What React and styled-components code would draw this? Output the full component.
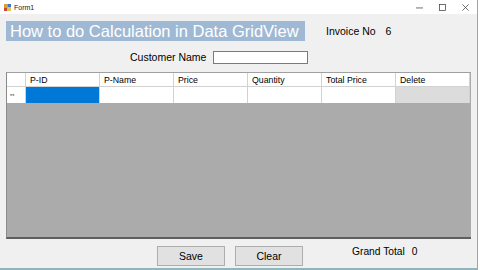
import React from "react";
import styled, { createGlobalStyle } from "styled-components";

const Global = createGlobalStyle`
  html, body { margin: 0; padding: 0; background: #ffffff; }
  body { font-family: "Liberation Sans", Arial, sans-serif; }
`;

const columns = ["P-ID", "P-Name", "Price", "Quantity", "Total Price", "Delete"];

export default function App() {
  return (
    <>
      <Global />
      <Window>
        <TitleBar>
          <FormIcon viewBox="0 0 8 8">
            <rect x="0" y="0" width="4" height="4" fill="#d9a23a" />
            <rect x="4" y="0" width="4" height="4" fill="#3a78c9" />
            <rect x="0" y="4" width="4" height="4" fill="#c94a3a" />
            <rect x="4" y="4" width="4" height="4" fill="#e3c25a" />
          </FormIcon>
          <Caption>Form1</Caption>
          <Controls>
            <CtrlBtn>
              <svg viewBox="0 0 8 8">
                <line x1="0" y1="4.5" x2="8" y2="4.5" stroke="#333" strokeWidth="0.8" />
              </svg>
            </CtrlBtn>
            <CtrlBtn>
              <svg viewBox="0 0 8 8">
                <rect x="0.5" y="0.5" width="7" height="7" fill="none" stroke="#333" strokeWidth="0.8" />
              </svg>
            </CtrlBtn>
            <CtrlBtn>
              <svg viewBox="0 0 8 8">
                <line x1="0.5" y1="0.5" x2="7.5" y2="7.5" stroke="#333" strokeWidth="0.8" />
                <line x1="7.5" y1="0.5" x2="0.5" y2="7.5" stroke="#333" strokeWidth="0.8" />
              </svg>
            </CtrlBtn>
          </Controls>
        </TitleBar>
        <Body>
          <HeadRow>
            <HeadLabel>How to do Calculation in Data GridView</HeadLabel>
            <Label $left={21}>Invoice No</Label>
            <Label $left={10}>6</Label>
          </HeadRow>
          <CustomerRow>
            <Label>Customer Name</Label>
            <TextBox />
          </CustomerRow>
          <Grid>
            <GridRows>
              <HeaderCell $corner />
              {columns.map((c) => (
                <HeaderCell key={c}>{c}</HeaderCell>
              ))}
              <RowHeader>**</RowHeader>
              {columns.map((c, i) => (
                <DataCell key={c} $selected={i === 0} $button={i === 5} />
              ))}
            </GridRows>
          </Grid>
          <BottomRow>
            <Button $left={151}>Save</Button>
            <Button $left={10}>Clear</Button>
            <TotalLabel>Grand Total</TotalLabel>
            <TotalLabel $left={7}>0</TotalLabel>
          </BottomRow>
        </Body>
      </Window>
    </>
  );
}

const Window = styled.div`
  width: 477px;
  height: 268px;
  background: #f0f0f0;
  border-right: 1px solid #a3a3a3;
  border-bottom: 2px solid #8fb6bf;
  display: flex;
  flex-direction: column;
  overflow: hidden;
`;

const TitleBar = styled.div`
  height: 14px;
  background: #ffffff;
  display: flex;
  align-items: center;
  padding-left: 4px;
`;

const FormIcon = styled.svg`
  width: 7px;
  height: 7px;
`;

const Caption = styled.span`
  font-size: 7px;
  color: #222;
  margin-left: 3px;
`;

const Controls = styled.div`
  margin-left: auto;
  display: flex;
  align-items: center;
`;

const CtrlBtn = styled.div`
  width: 23px;
  height: 14px;
  display: flex;
  align-items: center;
  justify-content: center;
  svg {
    width: 7px;
    height: 7px;
  }
`;

const Body = styled.div`
  padding-left: 6px;
  display: flex;
  flex-direction: column;
`;

const HeadRow = styled.div`
  display: flex;
  align-items: center;
  margin-top: 7px;
  height: 20px;
`;

const HeadLabel = styled.div`
  width: 299px;
  height: 20px;
  background: #9fb9d4;
  color: #ffffff;
  font-size: 16.5px;
  line-height: 20px;
  padding-left: 4px;
  box-sizing: border-box;
  white-space: nowrap;
`;

const Label = styled.span`
  font-size: 10.5px;
  color: #000;
  margin-left: ${(p) => p.$left || 0}px;
  white-space: nowrap;
`;

const CustomerRow = styled.div`
  display: flex;
  align-items: center;
  margin-top: 10px;
  height: 12px;
  padding-left: 124px;
`;

const TextBox = styled.div`
  width: 93px;
  height: 11px;
  margin-left: 7px;
  background: #ffffff;
  border: 1px solid #7a7a7a;
`;

const Grid = styled.div`
  margin-top: 9px;
  width: 465px;
  height: 167px;
  box-sizing: border-box;
  background: #ababab;
  border-top: 1px solid #a0a0a0;
  border-left: 1px solid #8a8a8a;
  border-bottom: 2px solid #5f5f5f;
`;

const GridRows = styled.div`
  display: grid;
  grid-template-columns: 19px repeat(6, 74px);
  grid-template-rows: 14px 16px;
`;

const HeaderCell = styled.div`
  background: #ffffff;
  border-right: 1px solid #d2d2d2;
  border-bottom: 1px solid #d2d2d2;
  font-size: 8.75px;
  color: #000;
  padding-left: ${(p) => (p.$corner ? 0 : 4)}px;
  display: flex;
  align-items: center;
  box-sizing: border-box;
`;

const RowHeader = styled.div`
  background: #ffffff;
  border-right: 1px solid #d2d2d2;
  font-size: 5.5px;
  color: #333;
  padding-left: 3px;
  padding-top: 2px;
  display: flex;
  align-items: center;
  box-sizing: border-box;
`;

const DataCell = styled.div`
  background: ${(p) => (p.$selected ? "#0078d7" : p.$button ? "#dcdcdc" : "#ffffff")};
  border-right: 1px solid #d2d2d2;
  box-sizing: border-box;
`;

const BottomRow = styled.div`
  display: flex;
  align-items: flex-start;
  margin-top: 7px;
  height: 20px;
`;

const Button = styled.div`
  width: 68px;
  height: 20px;
  margin-left: ${(p) => p.$left || 0}px;
  background: #e1e1e1;
  border: 1px solid #adadad;
  box-sizing: border-box;
  font-size: 10.5px;
  color: #000;
  display: flex;
  align-items: center;
  justify-content: center;
`;

const TotalLabel = styled.span`
  font-size: 10.25px;
  color: #000;
  margin-left: ${(p) => p.$left || 49}px;
  line-height: 12px;
  white-space: nowrap;
`;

------------------------------------------------------------------------

- _REQUIRED TASK_
Reproduce the whole listing word for word, setting aside any pictures.

- _EXERCISE ANSWER_
What React and styled-components code would draw this? Output the full component.
import React from "react";
import styled, { createGlobalStyle } from "styled-components";

const Global = createGlobalStyle`
  html, body { margin: 0; padding: 0; background: #ffffff; }
  body { font-family: "Liberation Sans", Arial, sans-serif; }
`;

const columns = ["P-ID", "P-Name", "Price", "Quantity", "Total Price", "Delete"];

export default function App() {
  return (
    <>
      <Global />
      <Window>
        <TitleBar>
          <FormIcon viewBox="0 0 8 8">
            <rect x="0" y="0" width="4" height="4" fill="#d9a23a" />
            <rect x="4" y="0" width="4" height="4" fill="#3a78c9" />
            <rect x="0" y="4" width="4" height="4" fill="#c94a3a" />
            <rect x="4" y="4" width="4" height="4" fill="#e3c25a" />
          </FormIcon>
          <Caption>Form1</Caption>
          <Controls>
            <CtrlBtn>
              <svg viewBox="0 0 8 8">
                <line x1="0" y1="4.5" x2="8" y2="4.5" stroke="#333" strokeWidth="0.8" />
              </svg>
            </CtrlBtn>
            <CtrlBtn>
              <svg viewBox="0 0 8 8">
                <rect x="0.5" y="0.5" width="7" height="7" fill="none" stroke="#333" strokeWidth="0.8" />
              </svg>
            </CtrlBtn>
            <CtrlBtn>
              <svg viewBox="0 0 8 8">
                <line x1="0.5" y1="0.5" x2="7.5" y2="7.5" stroke="#333" strokeWidth="0.8" />
                <line x1="7.5" y1="0.5" x2="0.5" y2="7.5" stroke="#333" strokeWidth="0.8" />
              </svg>
            </CtrlBtn>
          </Controls>
        </TitleBar>
        <Body>
          <HeadRow>
            <HeadLabel>How to do Calculation in Data GridView</HeadLabel>
            <Label $left={21}>Invoice No</Label>
            <Label $left={10}>6</Label>
          </HeadRow>
          <CustomerRow>
            <Label>Customer Name</Label>
            <TextBox />
          </CustomerRow>
          <Grid>
            <GridRows>
              <HeaderCell $corner />
              {columns.map((c) => (
                <HeaderCell key={c}>{c}</HeaderCell>
              ))}
              <RowHeader>**</RowHeader>
              {columns.map((c, i) => (
                <DataCell key={c} $selected={i === 0} $button={i === 5} />
              ))}
            </GridRows>
          </Grid>
          <BottomRow>
            <Button $left={151}>Save</Button>
            <Button $left={10}>Clear</Button>
            <TotalLabel>Grand Total</TotalLabel>
            <TotalLabel $left={7}>0</TotalLabel>
          </BottomRow>
        </Body>
      </Window>
    </>
  );
}

const Window = styled.div`
  width: 477px;
  height: 268px;
  background: #f0f0f0;
  border-right: 1px solid #a3a3a3;
  border-bottom: 2px solid #8fb6bf;
  display: flex;
  flex-direction: column;
  overflow: hidden;
`;

const TitleBar = styled.div`
  height: 14px;
  background: #ffffff;
  display: flex;
  align-items: center;
  padding-left: 4px;
`;

const FormIcon = styled.svg`
  width: 7px;
  height: 7px;
`;

const Caption = styled.span`
  font-size: 7px;
  color: #222;
  margin-left: 3px;
`;

const Controls = styled.div`
  margin-left: auto;
  display: flex;
  align-items: center;
`;

const CtrlBtn = styled.div`
  width: 23px;
  height: 14px;
  display: flex;
  align-items: center;
  justify-content: center;
  svg {
    width: 7px;
    height: 7px;
  }
`;

const Body = styled.div`
  padding-left: 6px;
  display: flex;
  flex-direction: column;
`;

const HeadRow = styled.div`
  display: flex;
  align-items: center;
  margin-top: 7px;
  height: 20px;
`;

const HeadLabel = styled.div`
  width: 299px;
  height: 20px;
  background: #9fb9d4;
  color: #ffffff;
  font-size: 16.5px;
  line-height: 20px;
  padding-left: 4px;
  box-sizing: border-box;
  white-space: nowrap;
`;

const Label = styled.span`
  font-size: 10.5px;
  color: #000;
  margin-left: ${(p) => p.$left || 0}px;
  white-space: nowrap;
`;

const CustomerRow = styled.div`
  display: flex;
  align-items: center;
  margin-top: 10px;
  height: 12px;
  padding-left: 124px;
`;

const TextBox = styled.div`
  width: 93px;
  height: 11px;
  margin-left: 7px;
  background: #ffffff;
  border: 1px solid #7a7a7a;
`;

const Grid = styled.div`
  margin-top: 9px;
  width: 465px;
  height: 167px;
  box-sizing: border-box;
  background: #ababab;
  border-top: 1px solid #a0a0a0;
  border-left: 1px solid #8a8a8a;
  border-bottom: 2px solid #5f5f5f;
`;

const GridRows = styled.div`
  display: grid;
  grid-template-columns: 19px repeat(6, 74px);
  grid-template-rows: 14px 16px;
`;

const HeaderCell = styled.div`
  background: #ffffff;
  border-right: 1px solid #d2d2d2;
  border-bottom: 1px solid #d2d2d2;
  font-size: 8.75px;
  color: #000;
  padding-left: ${(p) => (p.$corner ? 0 : 4)}px;
  display: flex;
  align-items: center;
  box-sizing: border-box;
`;

const RowHeader = styled.div`
  background: #ffffff;
  border-right: 1px solid #d2d2d2;
  font-size: 5.5px;
  color: #333;
  padding-left: 3px;
  padding-top: 2px;
  display: flex;
  align-items: center;
  box-sizing: border-box;
`;

const DataCell = styled.div`
  background: ${(p) => (p.$selected ? "#0078d7" : p.$button ? "#dcdcdc" : "#ffffff")};
  border-right: 1px solid #d2d2d2;
  box-sizing: border-box;
`;

const BottomRow = styled.div`
  display: flex;
  align-items: flex-start;
  margin-top: 7px;
  height: 20px;
`;

const Button = styled.div`
  width: 68px;
  height: 20px;
  margin-left: ${(p) => p.$left || 0}px;
  background: #e1e1e1;
  border: 1px solid #adadad;
  box-sizing: border-box;
  font-size: 10.5px;
  color: #000;
  display: flex;
  align-items: center;
  justify-content: center;
`;

const TotalLabel = styled.span`
  font-size: 10.25px;
  color: #000;
  margin-left: ${(p) => p.$left || 49}px;
  line-height: 12px;
  white-space: nowrap;
`;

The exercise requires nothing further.